Streaming. When stream=true the response is forwarded chunk-by-chunk via FastAPI StreamingResponse, so the client sees first tokens as soon as Ollama emits them. Client disconnect propagates: aistack closes the upstream connection so Ollama’s runner can abort generation rather than running to completion on a dead socket.

Cancellation. Client disconnect mid-stream releases the GPU slot promptly and aborts the upstream call.

Request schema. OpenAI-compatible — see the OpenAI Chat Completion API reference for field semantics. aistack does not transform the request body except to inject the keep_alive default; it forwards every other field verbatim.

Responses

`200`

Ollama’s response, forwarded verbatim. Schema follows OpenAI’s /v1/chat/completions contract — see https://platform.openai.com/docs/api-reference/chat for the field reference. When stream=true in the request, the response is a Server-Sent Events stream of OpenAI-shape delta chunks terminated by data: [DONE].

application/json → object
text/event-stream → string

`400`

Request body is not valid JSON.

application/json → ErrorEnvelope

`502`

Ollama upstream produced an unexpected error.

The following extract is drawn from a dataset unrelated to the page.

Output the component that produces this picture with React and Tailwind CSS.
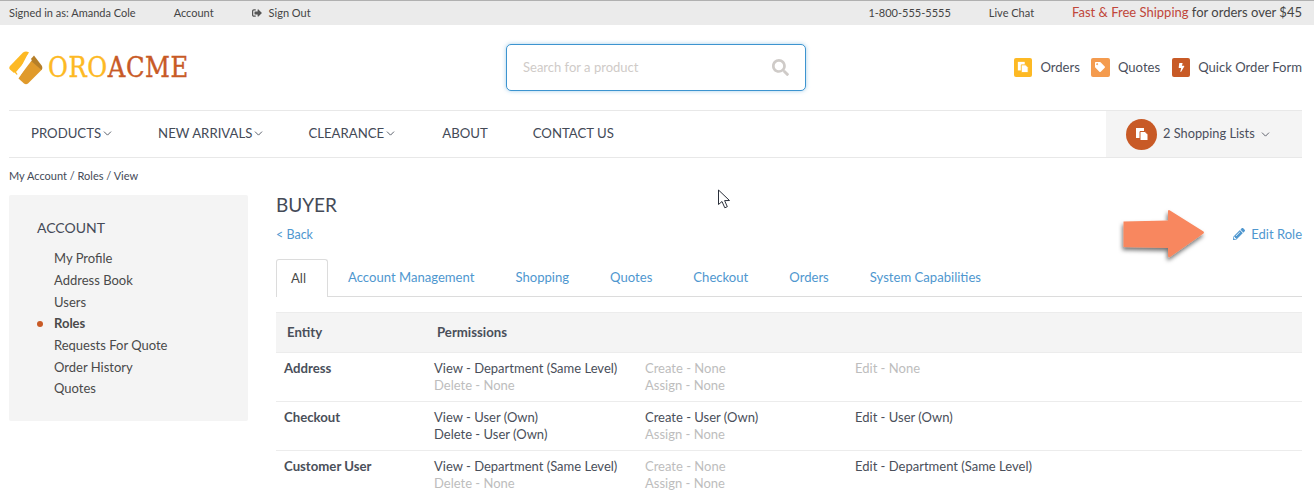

application/json → ErrorEnvelope

`503`

Either the GPU slot is busy serving another inference (gateway-level), or Ollama is unreachable (e.g. the daemon is not running). The error envelope’s provider field distinguishes the two.

application/json → ErrorEnvelope

Schemas

`ErrorEnvelope` {#schema-errorenvelope}

Wire format for every non-2xx response from aistack.

The shape is identical regardless of which endpoint produced the error, so consumers can write one error-handling helper and reuse it across capabilities.

Field	Type	Required	Description
`error`	ErrorBody	yes